Mehrmals betonen die Politiker, es gehe ihnen ausschließlich um die Sicherheit: „Der Ort und die Menschen, die ihn nutzen, müssen endlich wieder zur Ruhe kommen.“ Dass sie die Amokfahrt vom Mittwoch, bei der am südlichen Rand des Platzes eine Frau getötet und mehrere Personen schwer verletzt wurden, für Verkehrspolitik instrumentalisieren, weisen sie weit von sich. Aber allen Beteuerungen zum Trotz: Ein gewisser Beigeschmack bleibt.

Denn dass in Zukunft jemand – ob aus politischem Fanatismus oder aufgrund einer psychischen Erkrankung – ein Fahrzeug als Waffe gegen PassantInnen verwendet, würde auch bei einem Komplettumbau des Breitscheidplatzes nur an einer einzigen Stelle unwahrscheinlicher: genau dort. Das räumen Bauch und Schruoffeneger ein: „Wir können natürlich nicht alle Kreuzungen oder Straßen im Bezirk so gestalten, dass dort absolute Sicherheit herscht“, sagt der Stadtrat. Man wolle es aber dort tun, wo es „erkennbare Probleme“ gebe, und das sei angesichts der zweiten Todesfahrt seit 2016 im Bereich rund um die Gedächtniskirche der Fall: „Da haben wir eine Aufgabe.“

Konkret geht es um zwei bereits vorliegende Konzepte, die den Verkehr am Breitscheidplatz ausbremsen und längere Geraden beseitigen sollen, auf denen ein Kraftfahrzeug stark beschleunigen könnte. Für die Hardenberg- und Budapester Straße auf der Nordseite hat das Bezirksamt Pläne erarbeitet, dort sollen die beiden südlichen Spuren dem Platz zugeschlagen werden. Die Kantstraße wiederum würde an ihrer Mündung in den Platz zur Sackgasse.

Für die Südseite des Platzes liegt dagegen ein Konzept der Senatsinnenverwaltung vor.
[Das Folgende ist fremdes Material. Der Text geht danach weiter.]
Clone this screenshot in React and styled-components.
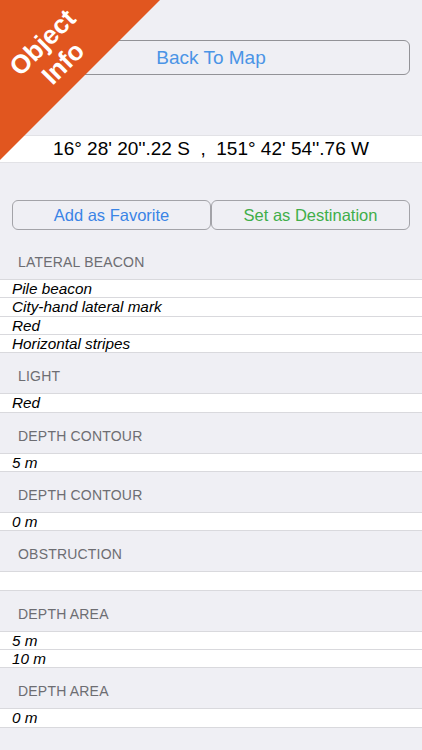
import React from "react";
import styled, { createGlobalStyle } from "styled-components";

const GlobalStyle = createGlobalStyle`
  html, body {
    margin: 0;
    padding: 0;
    background: #efeff4;
  }
  body {
    font-family: "Liberation Sans", Arial, Helvetica, sans-serif;
  }
`;

const Page = styled.div`
  position: relative;
  width: 422px;
  min-height: 750px;
  background: #efeff4;
  overflow: hidden;
`;

const Corner = styled.div`
  position: absolute;
  top: 0;
  left: 0;
  width: 160px;
  height: 160px;
  background: #e1561f;
  clip-path: polygon(0 0, 100% 0, 0 100%);
  z-index: 2;
`;

const CornerLabel = styled.div`
  position: absolute;
  left: -32px;
  top: 24px;
  width: 170px;
  height: 58px;
  transform: rotate(-45deg);
  color: #ffffff;
  font-weight: 700;
  font-size: 26px;
  line-height: 29px;
  text-align: center;
`;

const Top = styled.div`
  padding: 40px 12px 0;
`;

const BackButton = styled.button`
  display: block;
  width: 100%;
  height: 35px;
  background: transparent;
  border: 1px solid #929297;
  border-radius: 6px;
  color: #4a94e6;
  font: 400 19px "Liberation Sans", Arial, sans-serif;
  padding: 0;
`;

const CoordRow = styled.div`
  margin-top: 60px;
  height: 28px;
  background: #ffffff;
  border-top: 1px solid #e2e2e6;
  border-bottom: 1px solid #e2e2e6;
  box-sizing: border-box;
  display: flex;
  align-items: center;
  justify-content: center;
  font-size: 19px;
  color: #000000;
  white-space: pre;
`;

const Actions = styled.div`
  margin-top: 37px;
  padding: 0 12px 0 12px;
  display: grid;
  grid-template-columns: 1fr 1fr;
`;

const ActionButton = styled.button`
  height: 30px;
  background: transparent;
  border: 1px solid #a3a3a8;
  border-radius: 6px;
  color: ${(p) => p.$color};
  font: 400 16.5px "Liberation Sans", Arial, sans-serif;
  padding: 0;
`;

const Header = styled.div`
  height: ${(p) => (p.$first ? "49px" : "40px")};
  box-sizing: border-box;
  display: flex;
  align-items: flex-end;
  padding: 0 18px 8px;
  font-size: 14px;
  line-height: 17px;
  color: #6d6d72;
  letter-spacing: 0.2px;
`;

const List = styled.div`
  background: #ffffff;
  border-bottom: 1px solid #d9d9dd;
`;

const Row = styled.div`
  height: 17.33px;
  border-top: 1px solid #d9d9dd;
  padding-left: 12px;
  font-style: italic;
  font-size: 15.3px;
  line-height: 17px;
  color: #000000;
`;

const sections = [
  { title: "LATERAL BEACON", rows: ["Pile beacon", "City-hand lateral mark", "Red", "Horizontal stripes"] },
  { title: "LIGHT", rows: ["Red"] },
  { title: "DEPTH CONTOUR", rows: ["5 m"] },
  { title: "DEPTH CONTOUR", rows: ["0 m"] },
  { title: "OBSTRUCTION", rows: [""] },
  { title: "DEPTH AREA", rows: ["5 m", "10 m"] },
  { title: "DEPTH AREA", rows: ["0 m"] },
];

export default function App() {
  return (
    <Page>
      <GlobalStyle />
      <Corner>
        <CornerLabel>
          Object
          <br />
          Info
        </CornerLabel>
      </Corner>
      <Top>
        <BackButton>Back To Map</BackButton>
      </Top>
      <CoordRow>{"16° 28' 20''.22 S  ,  151° 42' 54''.76 W"}</CoordRow>
      <Actions>
        <ActionButton $color="#3a84e6">Add as Favorite</ActionButton>
        <ActionButton $color="#3fae49">Set as Destination</ActionButton>
      </Actions>
      {sections.map((s, i) => (
        <React.Fragment key={i}>
          <Header $first={i === 0}>{s.title}</Header>
          <List>
            {s.rows.map((r, j) => (
              <Row key={j}>{r}</Row>
            ))}
          </List>
        </React.Fragment>
      ))}
    </Page>
  );
}
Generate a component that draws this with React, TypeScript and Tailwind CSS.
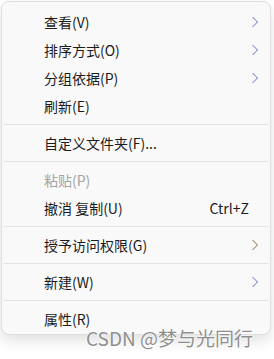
import React from "react";

const Chevron = ({ color = "#5873b8" }: { color?: string }) => (
  <svg width="8" height="12" viewBox="0 0 8 12" className="block">
    <path d="M1.5 1 L6.5 6 L1.5 11" fill="none" stroke={color} strokeWidth="1" />
  </svg>
);

type Item = { label: string; sub?: boolean; disabled?: boolean; shortcut?: string; chev?: string };

const Row = ({ label, sub, disabled, shortcut, chev }: Item) => (
  <div className="h-[28px] flex items-center pl-[42px] pr-[11px]">
    <span className={"flex-1 text-[14px] leading-none " + (disabled ? "text-[#a3a3a3]" : "text-[#1b1b1b]")}>{label}</span>
    {shortcut && <span className="text-[14px] leading-none text-[#1b1b1b] mr-[10px]">{shortcut}</span>}
    {sub && <Chevron color={chev} />}
  </div>
);

const Sep = () => (
  <div className="h-[9px] flex items-center pl-[2px] pr-[2px]">
    <div className="h-px w-full bg-[#e3e3e3]" />
  </div>
);

export default function App() {
  return (
    <div
      className="relative w-[274px] h-[359px] bg-white overflow-hidden"
      style={{ fontFamily: '"Segoe UI", "Noto Sans CJK SC", "Noto Sans", sans-serif' }}
    >
      <div className="ml-[1px] mt-[1px] w-[270px] rounded-[8px] border border-[#dedede] bg-[#f9f9f9] pt-[6px] pb-[1px] shadow-[0_6px_14px_rgba(0,0,0,0.12)]">
        <Row label="查看(V)" sub />
        <Row label="排序方式(O)" sub />
        <Row label="分组依据(P)" sub />
        <Row label="刷新(E)" />
        <Sep />
        <Row label="自定义文件夹(F)..." />
        <Sep />
        <Row label="粘贴(P)" disabled />
        <Row label="撤消 复制(U)" shortcut="Ctrl+Z" />
        <Sep />
        <Row label="授予访问权限(G)" sub chev="#8a6a3a" />
        <Sep />
        <Row label="新建(W)" sub />
        <Sep />
        <Row label="属性(R)" />
      </div>
      <div
        className="absolute left-[86px] top-[328px] text-[19px] leading-none text-[#8e8e8e]"
        style={{ textShadow: "0 0 2px #fff, 0 0 2px #fff" }}
      >
        CSDN @梦与光同行
      </div>
    </div>
  );
}
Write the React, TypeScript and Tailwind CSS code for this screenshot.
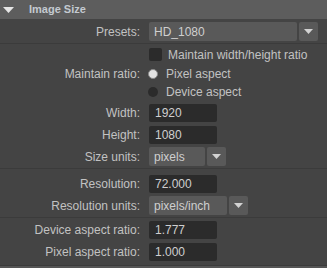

Bei diesem würden die Einmündung der Rankestraße zu Kurfürstendamm und Tauentzienstraße sowie deren Mittelstreifen ebenfalls so umgebaut, dass längere Beschleunigungswege nicht mehr möglich wären. Die Fahrt des Täters am Mittwoch wäre dadurch allerdings nicht verhindert worden, wie Schruoffeneger bereitwillig konzediert: „Die Ranke muss dann noch mal angepasst werden.“

Schnelle Entscheidung gefordert

Seit Längerem geht es mit den Planungen nicht richtig voran, immerhin hat es gerade Ende Mai eine Sitzung „mit allen Beteiligten“ gegeben – neben dem Bezirksamt gleich mehrere Senatsverwaltungen, Polizei, Feuerwehr, Denkmalschutz und andere. Bauch und Schruoffeneger pochen nun auf eine schnelle Grundsatzentscheidung und hoffen, dass diese schon „in den nächsten Wochen“ zustandekommen kann. „Dann wären wir in der Lage, zügig provisorische Maßnahmen zu treffen“, sagt Schruoffeneger.

Und, fügt er hinzu, es könnten endlich die „fürchterlichen“ Betonblöcke abgebaut werden, die im Nachgang des Lkw-Anschlags auf den Weihnachtsmarkt vor fünfeinhalb Jahren am Rand des Platzes aufgestellt wurden. Die trügen „überhaupt nicht zu einer angenehmen Atmosphäre bei“. Womit er sicherlich Recht hat. Aber das ist ein ästhetisches Problem – und dass hier keinerlei Instrumentalisierung der Amokfahrt vorliegt, muss man angesichts dessen wirklich glauben wollen.